[Records with interface code]
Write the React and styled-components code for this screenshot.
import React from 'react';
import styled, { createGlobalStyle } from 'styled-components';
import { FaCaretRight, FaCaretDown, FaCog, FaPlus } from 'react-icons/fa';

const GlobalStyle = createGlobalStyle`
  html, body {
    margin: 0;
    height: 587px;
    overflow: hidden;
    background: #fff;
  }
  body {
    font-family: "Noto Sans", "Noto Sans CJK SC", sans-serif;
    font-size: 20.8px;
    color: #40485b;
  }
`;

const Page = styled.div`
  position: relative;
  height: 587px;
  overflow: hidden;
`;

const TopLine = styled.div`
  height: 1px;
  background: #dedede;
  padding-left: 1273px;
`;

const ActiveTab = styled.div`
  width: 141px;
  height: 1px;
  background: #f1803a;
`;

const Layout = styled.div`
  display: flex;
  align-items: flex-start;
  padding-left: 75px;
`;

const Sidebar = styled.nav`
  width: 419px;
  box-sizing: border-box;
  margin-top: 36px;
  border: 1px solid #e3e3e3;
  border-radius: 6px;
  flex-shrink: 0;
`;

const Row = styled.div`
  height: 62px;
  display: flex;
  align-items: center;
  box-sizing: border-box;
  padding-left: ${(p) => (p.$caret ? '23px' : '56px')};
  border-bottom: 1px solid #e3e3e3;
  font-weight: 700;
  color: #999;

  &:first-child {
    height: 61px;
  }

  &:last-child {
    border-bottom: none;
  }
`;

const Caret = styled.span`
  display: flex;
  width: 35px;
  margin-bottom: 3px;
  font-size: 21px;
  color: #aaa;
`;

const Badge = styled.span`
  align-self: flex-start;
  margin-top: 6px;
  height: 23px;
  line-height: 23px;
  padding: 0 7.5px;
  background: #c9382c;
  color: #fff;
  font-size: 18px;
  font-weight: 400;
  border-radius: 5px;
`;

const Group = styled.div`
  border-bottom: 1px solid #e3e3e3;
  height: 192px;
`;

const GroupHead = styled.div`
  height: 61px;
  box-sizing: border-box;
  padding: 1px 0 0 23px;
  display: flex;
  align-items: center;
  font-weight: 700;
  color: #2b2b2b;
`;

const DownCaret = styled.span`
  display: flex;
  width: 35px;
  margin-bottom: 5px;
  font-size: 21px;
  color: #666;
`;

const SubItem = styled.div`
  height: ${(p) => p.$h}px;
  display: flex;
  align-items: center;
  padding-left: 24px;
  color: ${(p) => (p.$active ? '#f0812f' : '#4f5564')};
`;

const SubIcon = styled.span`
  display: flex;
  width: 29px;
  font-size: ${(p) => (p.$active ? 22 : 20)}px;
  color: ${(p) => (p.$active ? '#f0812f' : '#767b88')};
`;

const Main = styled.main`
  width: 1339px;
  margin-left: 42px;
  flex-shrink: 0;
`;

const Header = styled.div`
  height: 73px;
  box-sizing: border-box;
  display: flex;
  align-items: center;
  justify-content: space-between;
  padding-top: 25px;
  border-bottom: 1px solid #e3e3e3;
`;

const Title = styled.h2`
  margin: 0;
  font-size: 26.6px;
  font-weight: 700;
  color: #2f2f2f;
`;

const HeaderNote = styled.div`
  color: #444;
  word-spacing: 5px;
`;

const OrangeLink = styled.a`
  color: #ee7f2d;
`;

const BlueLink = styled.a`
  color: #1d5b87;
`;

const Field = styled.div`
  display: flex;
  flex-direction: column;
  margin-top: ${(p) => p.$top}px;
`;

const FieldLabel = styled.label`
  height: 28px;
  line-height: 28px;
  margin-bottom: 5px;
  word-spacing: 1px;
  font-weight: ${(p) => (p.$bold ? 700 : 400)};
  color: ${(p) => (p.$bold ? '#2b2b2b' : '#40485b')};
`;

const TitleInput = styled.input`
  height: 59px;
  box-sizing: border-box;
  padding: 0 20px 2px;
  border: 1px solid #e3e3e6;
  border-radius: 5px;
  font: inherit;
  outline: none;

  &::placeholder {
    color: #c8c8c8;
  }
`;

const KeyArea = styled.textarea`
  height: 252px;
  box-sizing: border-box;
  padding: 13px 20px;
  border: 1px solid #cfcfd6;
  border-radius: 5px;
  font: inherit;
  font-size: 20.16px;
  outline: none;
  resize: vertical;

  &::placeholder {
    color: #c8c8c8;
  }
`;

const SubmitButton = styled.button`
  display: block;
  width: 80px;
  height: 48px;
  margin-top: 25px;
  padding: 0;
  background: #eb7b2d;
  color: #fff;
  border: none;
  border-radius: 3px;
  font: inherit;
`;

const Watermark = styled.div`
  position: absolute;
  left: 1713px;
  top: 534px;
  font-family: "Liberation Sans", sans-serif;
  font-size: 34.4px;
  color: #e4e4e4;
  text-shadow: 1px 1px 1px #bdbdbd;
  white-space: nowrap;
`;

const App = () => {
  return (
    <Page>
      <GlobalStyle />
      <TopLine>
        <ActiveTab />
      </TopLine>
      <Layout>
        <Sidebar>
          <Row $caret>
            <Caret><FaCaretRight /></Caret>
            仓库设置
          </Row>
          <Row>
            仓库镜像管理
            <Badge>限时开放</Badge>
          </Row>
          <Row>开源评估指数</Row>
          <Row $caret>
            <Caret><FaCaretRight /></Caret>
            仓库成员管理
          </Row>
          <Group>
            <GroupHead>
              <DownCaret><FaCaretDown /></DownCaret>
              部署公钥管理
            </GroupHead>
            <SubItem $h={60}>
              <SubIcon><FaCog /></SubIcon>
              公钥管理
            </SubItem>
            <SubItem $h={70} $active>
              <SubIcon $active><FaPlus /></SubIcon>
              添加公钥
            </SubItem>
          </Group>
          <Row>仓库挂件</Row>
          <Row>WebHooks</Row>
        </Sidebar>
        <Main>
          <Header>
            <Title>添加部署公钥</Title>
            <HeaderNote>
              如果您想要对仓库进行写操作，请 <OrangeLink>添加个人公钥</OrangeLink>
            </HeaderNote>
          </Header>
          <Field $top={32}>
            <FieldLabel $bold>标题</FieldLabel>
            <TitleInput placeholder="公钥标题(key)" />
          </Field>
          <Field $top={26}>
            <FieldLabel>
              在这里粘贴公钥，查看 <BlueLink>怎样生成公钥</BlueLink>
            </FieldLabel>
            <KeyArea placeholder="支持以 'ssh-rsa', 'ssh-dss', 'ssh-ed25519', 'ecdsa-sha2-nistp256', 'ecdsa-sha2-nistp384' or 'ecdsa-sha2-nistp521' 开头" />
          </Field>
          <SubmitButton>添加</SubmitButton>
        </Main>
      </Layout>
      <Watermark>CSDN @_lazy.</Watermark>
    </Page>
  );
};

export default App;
* * *
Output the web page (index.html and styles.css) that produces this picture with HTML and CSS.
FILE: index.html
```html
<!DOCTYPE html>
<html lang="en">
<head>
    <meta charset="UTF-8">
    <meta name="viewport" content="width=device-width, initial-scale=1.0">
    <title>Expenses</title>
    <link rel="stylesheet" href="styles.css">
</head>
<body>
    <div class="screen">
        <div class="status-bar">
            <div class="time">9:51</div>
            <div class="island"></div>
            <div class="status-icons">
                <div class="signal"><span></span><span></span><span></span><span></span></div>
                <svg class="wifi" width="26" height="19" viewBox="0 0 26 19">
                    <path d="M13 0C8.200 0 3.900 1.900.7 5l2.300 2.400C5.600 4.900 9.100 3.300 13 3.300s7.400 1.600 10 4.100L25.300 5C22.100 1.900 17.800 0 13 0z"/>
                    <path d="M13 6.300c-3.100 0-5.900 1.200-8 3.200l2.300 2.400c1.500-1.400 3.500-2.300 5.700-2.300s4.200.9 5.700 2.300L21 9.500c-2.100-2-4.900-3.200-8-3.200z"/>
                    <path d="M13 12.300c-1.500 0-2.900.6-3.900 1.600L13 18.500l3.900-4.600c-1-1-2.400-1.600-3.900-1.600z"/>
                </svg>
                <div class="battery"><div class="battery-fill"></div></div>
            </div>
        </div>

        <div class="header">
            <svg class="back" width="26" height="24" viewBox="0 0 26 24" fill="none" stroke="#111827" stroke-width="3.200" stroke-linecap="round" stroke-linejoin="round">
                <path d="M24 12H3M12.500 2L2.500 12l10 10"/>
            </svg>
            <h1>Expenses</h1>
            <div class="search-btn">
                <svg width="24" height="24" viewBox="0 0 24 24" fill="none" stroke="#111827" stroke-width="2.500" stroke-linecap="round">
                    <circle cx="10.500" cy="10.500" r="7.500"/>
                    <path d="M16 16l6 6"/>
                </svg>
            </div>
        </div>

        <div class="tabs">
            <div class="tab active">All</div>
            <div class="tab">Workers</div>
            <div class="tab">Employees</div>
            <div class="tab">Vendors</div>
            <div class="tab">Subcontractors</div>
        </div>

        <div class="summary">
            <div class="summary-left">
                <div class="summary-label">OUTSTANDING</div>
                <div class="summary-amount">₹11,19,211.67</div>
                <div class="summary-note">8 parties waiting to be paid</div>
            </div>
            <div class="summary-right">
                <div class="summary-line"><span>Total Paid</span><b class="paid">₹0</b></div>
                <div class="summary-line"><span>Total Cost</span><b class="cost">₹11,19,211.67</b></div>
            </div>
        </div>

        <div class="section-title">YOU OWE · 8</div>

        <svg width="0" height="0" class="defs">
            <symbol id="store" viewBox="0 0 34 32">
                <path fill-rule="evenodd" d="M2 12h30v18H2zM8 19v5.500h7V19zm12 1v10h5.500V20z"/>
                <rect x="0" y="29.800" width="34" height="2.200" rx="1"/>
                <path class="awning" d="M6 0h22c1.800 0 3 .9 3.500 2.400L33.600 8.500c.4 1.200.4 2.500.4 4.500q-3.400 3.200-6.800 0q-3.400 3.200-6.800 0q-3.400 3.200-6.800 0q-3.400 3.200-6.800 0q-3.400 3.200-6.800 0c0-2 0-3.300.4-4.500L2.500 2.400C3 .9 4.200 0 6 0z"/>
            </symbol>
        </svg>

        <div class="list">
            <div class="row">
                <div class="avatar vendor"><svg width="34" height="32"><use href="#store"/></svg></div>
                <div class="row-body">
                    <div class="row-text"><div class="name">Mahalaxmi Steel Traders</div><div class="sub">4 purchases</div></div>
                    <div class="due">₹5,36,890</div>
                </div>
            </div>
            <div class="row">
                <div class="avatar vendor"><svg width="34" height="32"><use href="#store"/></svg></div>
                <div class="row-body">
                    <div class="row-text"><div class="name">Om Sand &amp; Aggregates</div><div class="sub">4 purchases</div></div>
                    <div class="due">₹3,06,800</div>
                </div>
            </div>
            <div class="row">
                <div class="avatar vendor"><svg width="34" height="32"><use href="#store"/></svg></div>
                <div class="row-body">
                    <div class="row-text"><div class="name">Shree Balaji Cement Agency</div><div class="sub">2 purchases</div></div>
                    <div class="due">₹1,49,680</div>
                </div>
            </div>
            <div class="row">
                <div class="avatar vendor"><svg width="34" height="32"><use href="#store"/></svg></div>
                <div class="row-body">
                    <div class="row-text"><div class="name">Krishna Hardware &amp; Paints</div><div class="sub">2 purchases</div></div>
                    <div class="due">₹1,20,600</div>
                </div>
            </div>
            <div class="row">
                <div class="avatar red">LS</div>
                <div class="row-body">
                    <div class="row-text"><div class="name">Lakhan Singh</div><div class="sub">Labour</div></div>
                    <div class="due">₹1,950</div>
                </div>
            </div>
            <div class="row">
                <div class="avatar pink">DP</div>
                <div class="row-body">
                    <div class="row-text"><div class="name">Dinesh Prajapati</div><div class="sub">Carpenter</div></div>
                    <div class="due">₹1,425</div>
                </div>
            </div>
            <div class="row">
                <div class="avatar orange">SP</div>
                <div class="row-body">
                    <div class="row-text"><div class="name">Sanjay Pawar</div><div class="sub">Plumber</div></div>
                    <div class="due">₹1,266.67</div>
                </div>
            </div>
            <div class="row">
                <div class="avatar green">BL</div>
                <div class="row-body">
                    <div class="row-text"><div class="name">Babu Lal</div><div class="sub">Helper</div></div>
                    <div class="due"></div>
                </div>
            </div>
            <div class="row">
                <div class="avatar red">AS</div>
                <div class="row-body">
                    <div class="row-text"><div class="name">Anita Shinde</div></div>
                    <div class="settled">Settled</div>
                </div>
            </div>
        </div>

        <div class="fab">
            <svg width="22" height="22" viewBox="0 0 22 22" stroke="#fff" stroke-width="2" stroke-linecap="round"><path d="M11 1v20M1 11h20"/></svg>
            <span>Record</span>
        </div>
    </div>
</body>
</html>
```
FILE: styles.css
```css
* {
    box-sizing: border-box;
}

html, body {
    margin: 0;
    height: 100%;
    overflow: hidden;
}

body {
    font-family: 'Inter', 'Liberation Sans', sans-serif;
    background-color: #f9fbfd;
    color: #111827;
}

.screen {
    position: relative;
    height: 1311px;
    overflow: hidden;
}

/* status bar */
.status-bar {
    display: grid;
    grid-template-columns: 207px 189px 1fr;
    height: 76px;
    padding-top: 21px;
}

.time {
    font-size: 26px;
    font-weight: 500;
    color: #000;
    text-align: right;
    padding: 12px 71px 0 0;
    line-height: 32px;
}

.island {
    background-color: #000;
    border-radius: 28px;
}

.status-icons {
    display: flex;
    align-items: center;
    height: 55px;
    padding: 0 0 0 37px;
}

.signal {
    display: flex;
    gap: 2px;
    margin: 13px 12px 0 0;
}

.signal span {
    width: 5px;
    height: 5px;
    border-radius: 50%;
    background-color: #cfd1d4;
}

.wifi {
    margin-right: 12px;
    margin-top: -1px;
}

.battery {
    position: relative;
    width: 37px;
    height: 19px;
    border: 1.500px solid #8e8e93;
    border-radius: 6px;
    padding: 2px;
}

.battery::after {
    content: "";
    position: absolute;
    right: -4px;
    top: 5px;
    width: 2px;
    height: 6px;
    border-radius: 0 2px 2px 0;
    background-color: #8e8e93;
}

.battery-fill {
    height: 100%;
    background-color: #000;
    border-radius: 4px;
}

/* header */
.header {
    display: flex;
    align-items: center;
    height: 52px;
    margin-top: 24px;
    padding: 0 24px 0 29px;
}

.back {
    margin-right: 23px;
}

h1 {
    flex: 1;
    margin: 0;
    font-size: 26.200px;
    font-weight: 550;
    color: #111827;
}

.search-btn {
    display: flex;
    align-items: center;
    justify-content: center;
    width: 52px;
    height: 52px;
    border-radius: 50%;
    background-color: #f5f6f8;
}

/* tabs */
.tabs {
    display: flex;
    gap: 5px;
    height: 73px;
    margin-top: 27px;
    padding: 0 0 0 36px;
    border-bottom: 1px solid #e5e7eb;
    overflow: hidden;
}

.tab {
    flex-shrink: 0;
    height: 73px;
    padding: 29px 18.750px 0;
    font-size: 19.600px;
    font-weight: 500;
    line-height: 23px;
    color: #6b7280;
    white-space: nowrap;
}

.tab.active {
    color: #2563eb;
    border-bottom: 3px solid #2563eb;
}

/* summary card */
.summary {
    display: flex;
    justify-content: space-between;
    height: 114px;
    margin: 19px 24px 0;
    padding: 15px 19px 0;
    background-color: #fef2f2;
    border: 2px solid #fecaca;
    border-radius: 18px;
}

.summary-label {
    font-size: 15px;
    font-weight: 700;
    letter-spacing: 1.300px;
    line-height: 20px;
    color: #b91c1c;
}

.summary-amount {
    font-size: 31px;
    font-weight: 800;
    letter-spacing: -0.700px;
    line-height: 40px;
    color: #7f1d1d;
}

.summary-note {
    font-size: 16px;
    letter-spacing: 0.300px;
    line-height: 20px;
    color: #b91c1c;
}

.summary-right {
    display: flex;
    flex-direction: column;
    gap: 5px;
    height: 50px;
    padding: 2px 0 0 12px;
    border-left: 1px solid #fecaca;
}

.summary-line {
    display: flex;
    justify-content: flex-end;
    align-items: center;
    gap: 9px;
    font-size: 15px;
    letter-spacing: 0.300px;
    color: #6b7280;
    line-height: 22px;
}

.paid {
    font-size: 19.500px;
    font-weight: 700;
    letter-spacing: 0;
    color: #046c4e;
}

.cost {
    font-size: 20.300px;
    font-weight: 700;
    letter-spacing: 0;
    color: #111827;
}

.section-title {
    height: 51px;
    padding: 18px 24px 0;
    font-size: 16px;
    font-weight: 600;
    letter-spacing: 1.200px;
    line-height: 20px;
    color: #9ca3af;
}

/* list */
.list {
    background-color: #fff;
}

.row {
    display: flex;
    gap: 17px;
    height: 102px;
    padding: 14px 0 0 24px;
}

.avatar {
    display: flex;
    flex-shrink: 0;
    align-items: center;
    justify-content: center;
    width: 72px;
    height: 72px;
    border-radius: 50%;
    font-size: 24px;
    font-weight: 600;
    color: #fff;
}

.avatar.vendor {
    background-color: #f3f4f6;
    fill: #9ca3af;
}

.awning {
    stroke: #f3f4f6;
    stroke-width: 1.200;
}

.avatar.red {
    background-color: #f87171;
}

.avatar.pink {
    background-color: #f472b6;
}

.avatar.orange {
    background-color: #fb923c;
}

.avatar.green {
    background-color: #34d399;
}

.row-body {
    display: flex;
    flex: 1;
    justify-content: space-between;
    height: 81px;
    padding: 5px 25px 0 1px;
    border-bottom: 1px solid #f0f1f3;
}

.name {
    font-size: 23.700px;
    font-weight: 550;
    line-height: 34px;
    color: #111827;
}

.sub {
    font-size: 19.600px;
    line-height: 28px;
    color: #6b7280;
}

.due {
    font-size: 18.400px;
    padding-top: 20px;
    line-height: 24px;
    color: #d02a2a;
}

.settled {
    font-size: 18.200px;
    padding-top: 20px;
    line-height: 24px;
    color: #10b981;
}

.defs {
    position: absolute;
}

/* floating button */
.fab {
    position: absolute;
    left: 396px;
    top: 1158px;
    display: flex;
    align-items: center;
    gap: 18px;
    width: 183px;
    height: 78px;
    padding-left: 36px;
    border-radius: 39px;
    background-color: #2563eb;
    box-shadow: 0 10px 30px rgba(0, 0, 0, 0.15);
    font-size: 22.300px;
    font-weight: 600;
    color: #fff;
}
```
...
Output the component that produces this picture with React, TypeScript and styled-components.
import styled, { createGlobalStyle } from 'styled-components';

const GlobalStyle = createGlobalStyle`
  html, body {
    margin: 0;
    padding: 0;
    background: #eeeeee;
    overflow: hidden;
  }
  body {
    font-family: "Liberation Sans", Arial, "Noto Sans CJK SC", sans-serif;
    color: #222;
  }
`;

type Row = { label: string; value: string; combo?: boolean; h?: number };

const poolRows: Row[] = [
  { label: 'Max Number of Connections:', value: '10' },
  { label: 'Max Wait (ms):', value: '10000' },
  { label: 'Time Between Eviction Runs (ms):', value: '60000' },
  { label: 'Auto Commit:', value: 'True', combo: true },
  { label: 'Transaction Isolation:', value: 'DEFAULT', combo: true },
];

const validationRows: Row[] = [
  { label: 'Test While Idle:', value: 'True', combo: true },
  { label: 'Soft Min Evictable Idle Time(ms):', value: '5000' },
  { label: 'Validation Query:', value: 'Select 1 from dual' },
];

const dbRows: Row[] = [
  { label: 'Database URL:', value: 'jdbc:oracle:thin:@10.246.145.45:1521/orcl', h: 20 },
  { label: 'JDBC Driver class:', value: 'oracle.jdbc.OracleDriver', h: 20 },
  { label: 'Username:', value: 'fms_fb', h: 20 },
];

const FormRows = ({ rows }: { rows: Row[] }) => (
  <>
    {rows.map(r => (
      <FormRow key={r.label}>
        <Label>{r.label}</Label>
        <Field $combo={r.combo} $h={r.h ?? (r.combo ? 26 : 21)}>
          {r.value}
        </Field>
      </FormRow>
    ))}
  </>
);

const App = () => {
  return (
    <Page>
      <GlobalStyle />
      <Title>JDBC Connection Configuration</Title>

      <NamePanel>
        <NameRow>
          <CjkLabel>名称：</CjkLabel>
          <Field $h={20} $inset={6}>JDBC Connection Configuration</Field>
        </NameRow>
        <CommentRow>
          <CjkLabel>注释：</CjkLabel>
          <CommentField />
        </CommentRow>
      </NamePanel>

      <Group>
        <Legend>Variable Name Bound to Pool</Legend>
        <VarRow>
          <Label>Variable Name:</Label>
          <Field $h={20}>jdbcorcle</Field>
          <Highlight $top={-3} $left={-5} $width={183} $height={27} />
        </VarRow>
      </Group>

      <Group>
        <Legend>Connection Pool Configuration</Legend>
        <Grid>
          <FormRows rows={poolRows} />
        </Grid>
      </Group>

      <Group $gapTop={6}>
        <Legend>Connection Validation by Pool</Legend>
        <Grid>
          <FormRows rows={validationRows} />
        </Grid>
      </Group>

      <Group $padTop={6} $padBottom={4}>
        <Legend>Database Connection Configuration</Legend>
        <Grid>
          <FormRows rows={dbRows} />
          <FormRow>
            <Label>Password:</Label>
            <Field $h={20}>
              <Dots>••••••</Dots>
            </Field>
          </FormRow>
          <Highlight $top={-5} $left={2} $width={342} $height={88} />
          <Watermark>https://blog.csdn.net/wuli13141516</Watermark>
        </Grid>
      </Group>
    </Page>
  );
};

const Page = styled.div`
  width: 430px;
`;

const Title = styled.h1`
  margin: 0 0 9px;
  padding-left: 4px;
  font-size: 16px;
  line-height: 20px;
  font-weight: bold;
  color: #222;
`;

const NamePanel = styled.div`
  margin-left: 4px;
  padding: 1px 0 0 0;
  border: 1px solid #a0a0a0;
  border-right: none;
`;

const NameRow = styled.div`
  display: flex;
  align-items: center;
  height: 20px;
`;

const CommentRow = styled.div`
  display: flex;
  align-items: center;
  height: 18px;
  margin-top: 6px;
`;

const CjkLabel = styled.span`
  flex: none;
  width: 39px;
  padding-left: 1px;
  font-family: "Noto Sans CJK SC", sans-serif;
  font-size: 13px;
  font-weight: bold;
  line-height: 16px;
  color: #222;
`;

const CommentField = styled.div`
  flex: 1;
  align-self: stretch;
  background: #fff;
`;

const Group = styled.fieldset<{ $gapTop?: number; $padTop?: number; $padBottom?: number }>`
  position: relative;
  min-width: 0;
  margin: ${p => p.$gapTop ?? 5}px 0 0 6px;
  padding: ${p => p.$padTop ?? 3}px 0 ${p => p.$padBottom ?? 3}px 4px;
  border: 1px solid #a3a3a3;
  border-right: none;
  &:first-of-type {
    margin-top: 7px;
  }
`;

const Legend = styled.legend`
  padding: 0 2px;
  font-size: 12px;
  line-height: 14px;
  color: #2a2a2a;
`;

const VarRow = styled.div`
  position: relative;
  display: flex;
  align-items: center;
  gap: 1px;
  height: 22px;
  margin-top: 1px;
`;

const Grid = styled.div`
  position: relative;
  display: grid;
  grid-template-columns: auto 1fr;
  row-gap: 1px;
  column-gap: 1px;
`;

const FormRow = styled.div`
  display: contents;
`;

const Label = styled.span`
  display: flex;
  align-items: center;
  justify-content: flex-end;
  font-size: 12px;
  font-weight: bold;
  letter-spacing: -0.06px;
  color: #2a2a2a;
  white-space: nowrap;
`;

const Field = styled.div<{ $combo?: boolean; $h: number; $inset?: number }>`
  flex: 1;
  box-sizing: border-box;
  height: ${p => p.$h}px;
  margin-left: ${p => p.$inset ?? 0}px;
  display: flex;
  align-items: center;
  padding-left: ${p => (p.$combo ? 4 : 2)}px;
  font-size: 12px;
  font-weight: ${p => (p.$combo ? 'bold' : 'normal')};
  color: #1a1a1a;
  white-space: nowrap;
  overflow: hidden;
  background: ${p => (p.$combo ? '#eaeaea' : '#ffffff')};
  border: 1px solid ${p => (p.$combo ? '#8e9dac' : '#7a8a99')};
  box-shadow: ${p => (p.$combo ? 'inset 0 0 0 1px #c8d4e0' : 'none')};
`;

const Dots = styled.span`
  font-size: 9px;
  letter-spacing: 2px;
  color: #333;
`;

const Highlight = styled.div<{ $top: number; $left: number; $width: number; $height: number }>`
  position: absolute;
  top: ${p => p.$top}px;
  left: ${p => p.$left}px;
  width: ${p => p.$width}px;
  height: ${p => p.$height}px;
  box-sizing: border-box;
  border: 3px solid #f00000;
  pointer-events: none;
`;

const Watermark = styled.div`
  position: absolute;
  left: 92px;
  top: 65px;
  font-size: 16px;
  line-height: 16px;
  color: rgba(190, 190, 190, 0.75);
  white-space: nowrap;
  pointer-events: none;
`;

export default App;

**DIRECTIONS:** Within the listing above, locate the line containing "Output the component" and the line containing "string; value: string;". Reproduce those two lines and all lines between them exactly, with nothing added.

**EXERCISE SOLUTION:**
Output the component that produces this picture with React, TypeScript and styled-components.
import styled, { createGlobalStyle } from 'styled-components';

const GlobalStyle = createGlobalStyle`
  html, body {
    margin: 0;
    padding: 0;
    background: #eeeeee;
    overflow: hidden;
  }
  body {
    font-family: "Liberation Sans", Arial, "Noto Sans CJK SC", sans-serif;
    color: #222;
  }
`;

type Row = { label: string; value: string; combo?: boolean; h?: number };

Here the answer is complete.